# SHORT PROBLEM:
Check each line of the records for "styled"; collect those that have it.

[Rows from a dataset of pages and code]
********************

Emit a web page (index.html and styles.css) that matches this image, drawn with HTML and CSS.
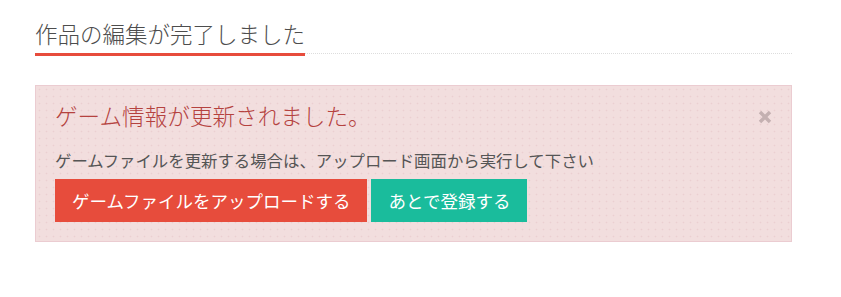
FILE: index.html
```html
<!DOCTYPE html>
<html lang="ja">
<head>
    <meta charset="UTF-8">
    <title>作品の編集が完了しました</title>
    <link rel="stylesheet" href="styles.css">
</head>
<body>
    <div class="content">
        <h2 class="page-title"><span>作品の編集が完了しました</span></h2>

        <div class="alert">
            <button class="close" type="button" aria-label="閉じる">
                <svg width="14" height="14" viewBox="0 0 14 14">
                    <path d="M2 2 L12 12 M12 2 L2 12" stroke="currentColor" stroke-width="3.4" stroke-linecap="butt"/>
                </svg>
            </button>
            <h3 class="alert-title">ゲーム情報が更新されました。</h3>
            <p class="alert-text">ゲームファイルを更新する場合は、アップロード画面から実行して下さい</p>
            <div class="actions">
                <a class="btn btn-upload" href="#">ゲームファイルをアップロードする</a>
                <a class="btn btn-later" href="#">あとで登録する</a>
            </div>
        </div>
    </div>
</body>
</html>
```

FILE: styles.css
```css
body {
    margin: 0;
    font-family: "Noto Sans CJK JP", "Noto Sans", sans-serif;
    background: #ffffff;
    color: #555555;
}

.content {
    width: 757px;
    padding: 0 0 0 35px;
}

.page-title {
    display: flex;
    margin: 15px 0 31px;
    font-size: 22.5px;
    font-weight: 300;
    line-height: 36px;
    color: #4d4d4d;
    border-bottom: 1px dotted #dddddd;
}

.page-title span {
    border-bottom: 3px solid #e74c3c;
    margin-bottom: -3px;
    padding-bottom: 2px;
}

.alert {
    position: relative;
    background-color: #f2dede;
    background-image: radial-gradient(circle, #ebcfd1 0.7px, transparent 1.1px);
    background-size: 7px 7px;
    border: 1px solid #ebccd1;
    padding: 14px 19px 19px;
}

.close {
    position: absolute;
    top: 24px;
    right: 19px;
    padding: 0;
    border: none;
    background: none;
    color: #c4b0b1;
    cursor: pointer;
}

.close svg {
    display: block;
}

.alert-title {
    margin: 0 0 16px;
    font-size: 22.6px;
    font-weight: 300;
    line-height: 32px;
    color: #b5423f;
}

.alert-text {
    margin: 0 0 7px;
    font-size: 16.4px;
    line-height: 24px;
    color: #555555;
}

.actions {
    display: flex;
    gap: 4px;
}

.btn {
    display: block;
    padding: 0 17px;
    height: 43px;
    line-height: 43px;
    font-size: 17.5px;
    color: #ffffff;
    text-decoration: none;
}

.btn-upload {
    background: #e74c3c;
}

.btn-later {
    background: #1abc9c;
}
```
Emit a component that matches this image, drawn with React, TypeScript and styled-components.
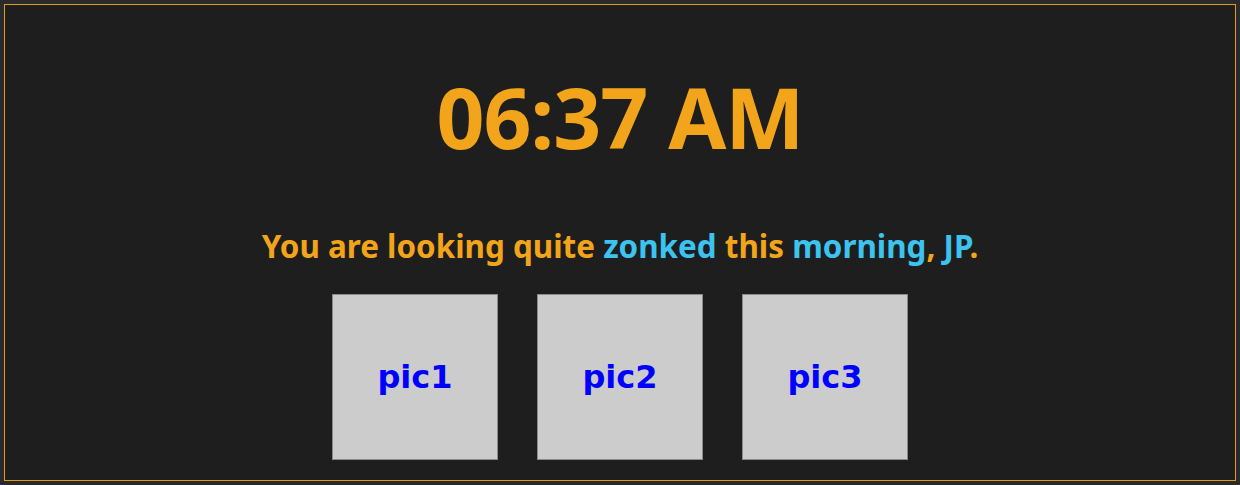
import React from "react";
import styled, { createGlobalStyle } from "styled-components";

const GlobalStyle = createGlobalStyle`
  html, body {
    margin: 0;
    padding: 0;
    background: #2a2a2a;
  }
  body {
    padding: 4px;
    font-family: "Noto Sans", "Open Sans", sans-serif;
  }
`;

// Outer framed panel
const Frame = styled.div`
  box-sizing: border-box;
  height: 477px;
  border: 1px solid #e39a1c;
  background-color: #1e1e1e;
  display: flex;
  flex-direction: column;
  align-items: center;
`;

const Clock = styled.h1`
  margin: 62px 0 0;
  font-size: 84px;
  line-height: 100px;
  font-weight: 700;
  letter-spacing: -1px;
  color: #f2a51a;
`;

const Greeting = styled.p`
  margin: 59px 0 0;
  font-size: 31.4px;
  line-height: 40px;
  font-weight: 700;
  color: #f2a51a;
`;

const Mood = styled.span`
  color: #3cc3ef;
`;

const Pics = styled.div`
  margin-top: 28px;
  display: flex;
  gap: 39px;
`;

const Pic = styled.div`
  box-sizing: border-box;
  width: 166px;
  height: 166px;
  background-color: #cccccc;
  border: 1px solid #8a8a8a;
  display: flex;
  align-items: center;
  justify-content: center;
  font-family: "DejaVu Sans", sans-serif;
  font-weight: 700;
  font-size: 32px;
  color: #0000ff;
`;

const App = () => {
  const pics = ["pic1", "pic2", "pic3"];
  return (
    <>
      <GlobalStyle />
      <Frame>
        <Clock>06:37 AM</Clock>
        <Greeting>
          You are looking quite <Mood>zonked</Mood> this <Mood>morning</Mood>,{" "}
          <Mood>JP</Mood>.
        </Greeting>
        <Pics>
          {pics.map((p) => (
            <Pic key={p}>{p}</Pic>
          ))}
        </Pics>
      </Frame>
    </>
  );
};

export default App;
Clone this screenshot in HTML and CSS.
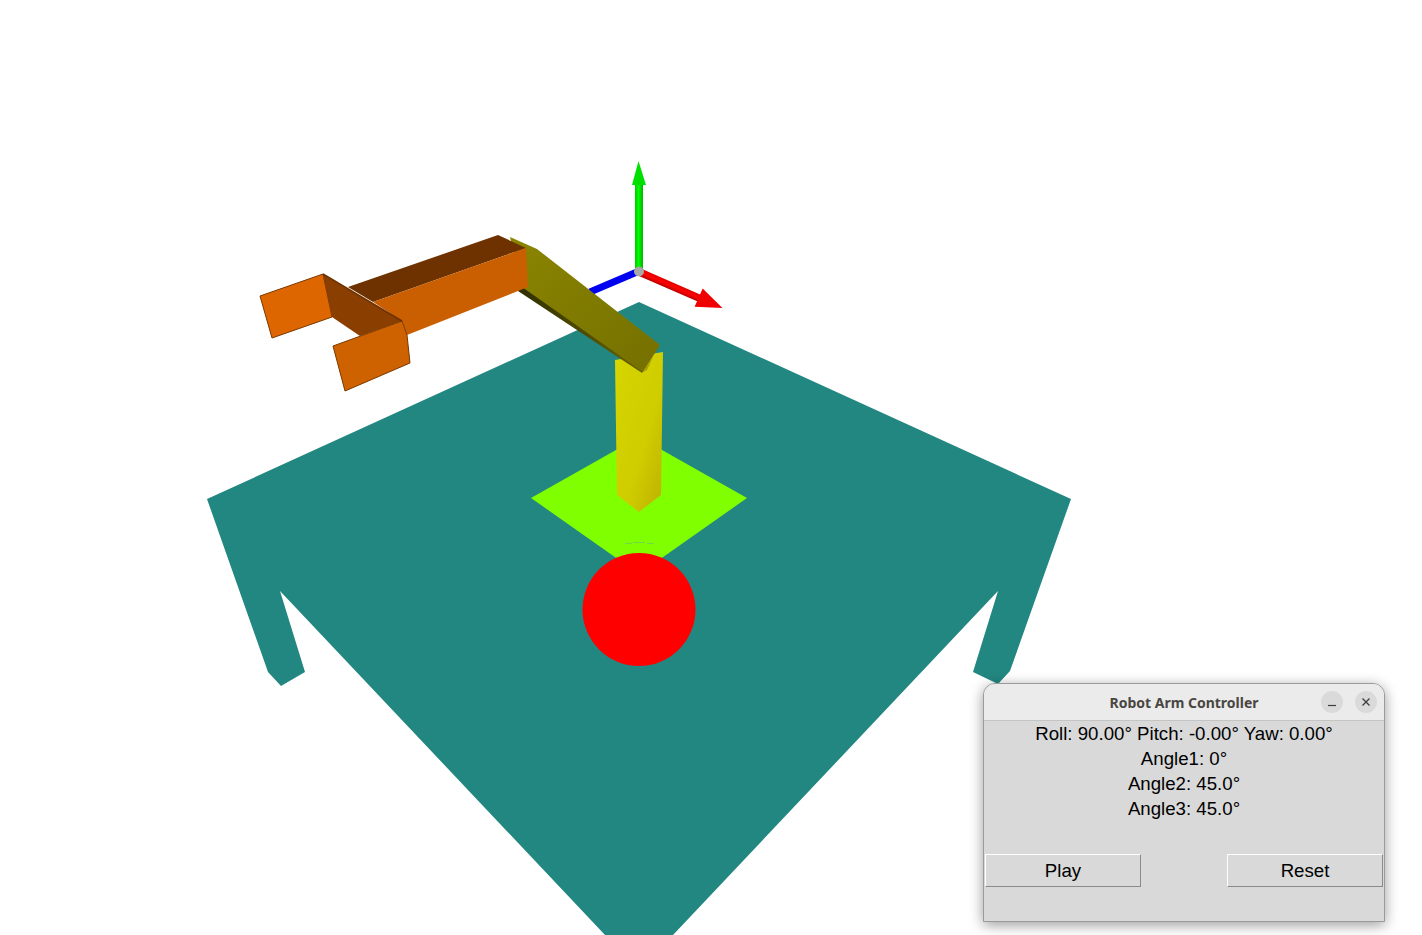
FILE: index.html
```html
<!DOCTYPE html>
<html lang="en">
<head>
  <meta charset="UTF-8" />
  <meta name="viewport" content="width=device-width, initial-scale=1.0"/>
  <title>Robot Arm Controller</title>
  <link rel="stylesheet" href="styles.css">
</head>
<body>
  <div class="scene">
    <svg class="scene-view" width="1422" height="935" viewBox="0 0 1422 935">
      <defs>
        <linearGradient id="pillar" x1="0" y1="0" x2="1" y2="1">
          <stop offset="0" stop-color="#d6d600"/>
          <stop offset="0.6" stop-color="#cfcc00"/>
          <stop offset="1" stop-color="#bdb000"/>
        </linearGradient>
        <linearGradient id="olive" x1="0" y1="0" x2="1" y2="1">
          <stop offset="0" stop-color="#8a8500"/>
          <stop offset="1" stop-color="#757000"/>
        </linearGradient>
        <linearGradient id="under" x1="0" y1="0" x2="1" y2="0">
          <stop offset="0" stop-color="#2e2e00"/>
          <stop offset="1" stop-color="#6a6500"/>
        </linearGradient>
        <linearGradient id="green-shaft" x1="0" y1="0" x2="1" y2="0">
          <stop offset="0" stop-color="#00c800"/>
          <stop offset="0.45" stop-color="#00ff00"/>
          <stop offset="1" stop-color="#00b000"/>
        </linearGradient>
        <linearGradient id="red-shaft" x1="0" y1="0" x2="0" y2="1">
          <stop offset="0" stop-color="#e00000"/>
          <stop offset="0.5" stop-color="#ff0000"/>
          <stop offset="1" stop-color="#b80000"/>
        </linearGradient>
      </defs>

      <!-- table -->
      <polygon fill="#238781" points="639,302 1071,499 1010,671 998,684 973,672 998,591 673,935 605,935 280,591 305,672 281,686 268,672 207,499"/>
      <!-- base plate -->
      <polygon fill="#80ff00" points="639,437 747,498 639,574 531,498"/>
      <path d="M625 543.500h7M633 542.500h12M647 543.500h7" stroke="#72d84a" fill="none"/>
      <circle cx="639" cy="609.500" r="56.500" fill="#ff0000"/>

      <!-- axes -->
      <line x1="590" y1="292" x2="637" y2="272" stroke="#0000f0" stroke-width="7"/>
      <g transform="rotate(23.600 640 272)">
        <rect x="640" y="268.500" width="66" height="7.500" fill="url(#red-shaft)"/>
        <polygon fill="#f00000" points="704,262 730,272 704,282"/>
      </g>
      <rect x="635" y="184" width="8" height="86" fill="url(#green-shaft)"/>
      <polygon fill="#00e000" points="638.500,161 646,185 632,185"/>
      <circle cx="639" cy="271.500" r="5" fill="#a8a8a8"/>

      <!-- pillar -->
      <polygon fill="url(#pillar)" points="615,360 663,352 661,495 639,512 617,495"/>

      <!-- middle link -->
      <polygon fill="url(#under)" points="516,285 522,283 645,368 642,373 518,291"/>
      <polygon fill="url(#olive)" points="510,237 537,249 660,345 643,372 522,287"/>
      <polygon fill="#a6a000" points="643,372 653,357 647,370"/>

      <!-- gripper link -->
      <polygon fill="#6e3200" points="498,235 526,248 373,302 348,287"/>
      <polygon fill="#c95f00" points="526,248 528,287 407,335 402,321 373,302"/>
      <polygon fill="#8a3f00" points="323,274 402,321 360,336 332,317"/>
      <polygon fill="#de6600" stroke="#7a3800" stroke-width="1" points="260,296 323,274 332,317 272,338"/>
      <polygon fill="#cf6200" stroke="#7a3800" stroke-width="1" points="333,346 402,321 407,335 410,363 345,391"/>
      <line x1="323" y1="274" x2="402" y2="321" stroke="#6e3200" stroke-width="1.500"/>
    </svg>

    <div class="window">
      <div class="titlebar">
        <span class="title">Robot Arm Controller</span>
        <div class="title-buttons">
          <span class="title-button">
            <svg width="10" height="10" viewBox="0 0 10 10"><path d="M1 8.500h8" stroke="#3d3d3d" stroke-width="1.200"/></svg>
          </span>
          <span class="title-button">
            <svg width="10" height="10" viewBox="0 0 10 10"><path d="M1.500 1.500l7 7M8.500 1.500l-7 7" stroke="#3d3d3d" stroke-width="1.300"/></svg>
          </span>
        </div>
      </div>
      <div class="panel">
        <div class="readout">Roll: 90.00° Pitch: -0.00° Yaw: 0.00°</div>
        <div class="readout">Angle1: 0°</div>
        <div class="readout">Angle2: 45.0°</div>
        <div class="readout">Angle3: 45.0°</div>
        <div class="button-row">
          <button>Play</button>
          <button>Reset</button>
        </div>
      </div>
    </div>
  </div>
</body>
</html>
```

FILE: styles.css
```css
* { box-sizing: border-box; }

html, body {
  margin: 0;
  height: 100%;
  background-color: #fff;
  overflow: hidden;
}

.scene {
  position: relative;
  width: 1422px;
  height: 935px;
}

.scene-view {
  display: block;
}

.window {
  position: absolute;
  left: 983px;
  top: 683px;
  width: 402px;
  height: 239px;
  display: flex;
  flex-direction: column;
  border: 1px solid #9b9b9b;
  border-radius: 12px 12px 0 0;
  background-color: #d9d9d9;
  box-shadow: 0 3px 14px rgba(0, 0, 0, 0.4);
}

.titlebar {
  position: relative;
  height: 37px;
  display: flex;
  align-items: center;
  justify-content: center;
  background-color: #ebebeb;
  border-bottom: 1px solid #c4c4c4;
  border-radius: 11px 11px 0 0;
}

.title {
  font-family: "Noto Sans", sans-serif;
  font-size: 14px;
  font-weight: 700;
  color: #4a4642;
}

.title-buttons {
  position: absolute;
  right: 7px;
  top: 7px;
  display: flex;
  gap: 12px;
}

.title-button {
  width: 22px;
  height: 22px;
  display: flex;
  align-items: center;
  justify-content: center;
  border-radius: 50%;
  background-color: #dadada;
}

.panel {
  flex: 1;
  display: flex;
  flex-direction: column;
  padding: 0 1px;
  font-family: "Liberation Sans", Arial, sans-serif;
  font-size: 18.67px;
  color: #000;
}

.readout {
  height: 25px;
  line-height: 25px;
  text-align: center;
}

.button-row {
  display: flex;
  justify-content: space-between;
  margin-top: 33px;
}

button {
  width: 156px;
  height: 33px;
  padding: 0;
  font-family: inherit;
  font-size: inherit;
  color: #000;
  background-color: #d9d9d9;
  border: 1px solid;
  border-color: #fff #8a8a8a #8a8a8a #fff;
  border-radius: 0;
}
```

********************

# SOLUTION TO THIS PROBLEM:
Emit a component that matches this image, drawn with React, TypeScript and styled-components.
import styled, { createGlobalStyle } from "styled-components";
const Frame = styled.div`
const Clock = styled.h1`
const Greeting = styled.p`
const Mood = styled.span`
const Pics = styled.div`
const Pic = styled.div`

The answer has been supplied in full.